9. The Grand Scheme of Things by Warona Jay (2025)

The Grand Scheme of Things is a satirical story about an unlikely pair who join forces to expose racial bias in London’s theater scene. The heroine of Warona Jay’s debut is Botswana-born British playwright Relebogile Naledi Mpho Moruakgomo, or “Eddie” for short. Eddie has written a promising new play, but her work is rejected by multiple theater agents, and she fears that having a name that was “practically oral acrobatics” is holding her back.
After a fateful coffee shop encounter with Hugo Lawrence Smith, a wealthy white law student and professed theater lover, the two conspire to submit Eddie’s play to Britain’s most prestigious playwriting competition under Hugo’s name. It should come as no surprise that Eddie’s play wins the award, but that’s only the beginning of the chaos that ensues. Alternating between Eddie’s and Hugo’s perspectives, the story moves at a thriller-like pace. The premise is sharp enough to cut glass, and Jay executes it with a wit that suggests considerable reserves of storytelling intelligence still to come.
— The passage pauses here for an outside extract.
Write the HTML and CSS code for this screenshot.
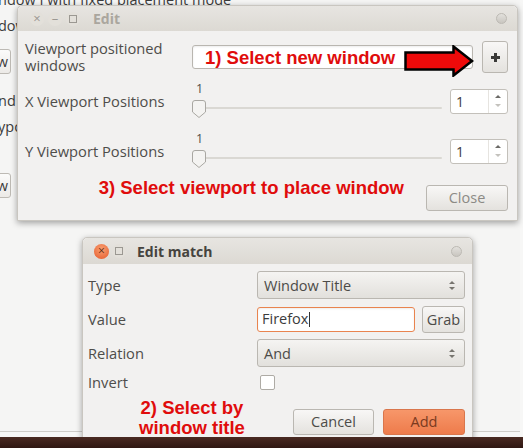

10. Open, Heaven by Seán Hewitt (2025)

Although this may be his debut novel, award-winning poet and memoirist Seán Hewitt is no stranger to good writing. Set in a remote English village in the early aughts, Open, Heaven perfectly captures the yearning, sorrow, and angst of exploring your sexuality and finding first love. Hewitt captures the nuance and heartbreak of young queer discovery, and also explores the often thin line between platonic and romantic entanglements.
Told in the beautiful and lyrical prose of a poet, Open, Heaven is sure to be one of the most bittersweet novels of the year. Like Ocean Vuong before him, Hewitt arrives at fiction from poetry, and the transition shows in the best possible way. Every sentence is weighted and considered. The surprise isn’t that it’s good. The surprise is how different the emotional register feels from anything else published in its year, quieter, slower, and more completely devastating for it.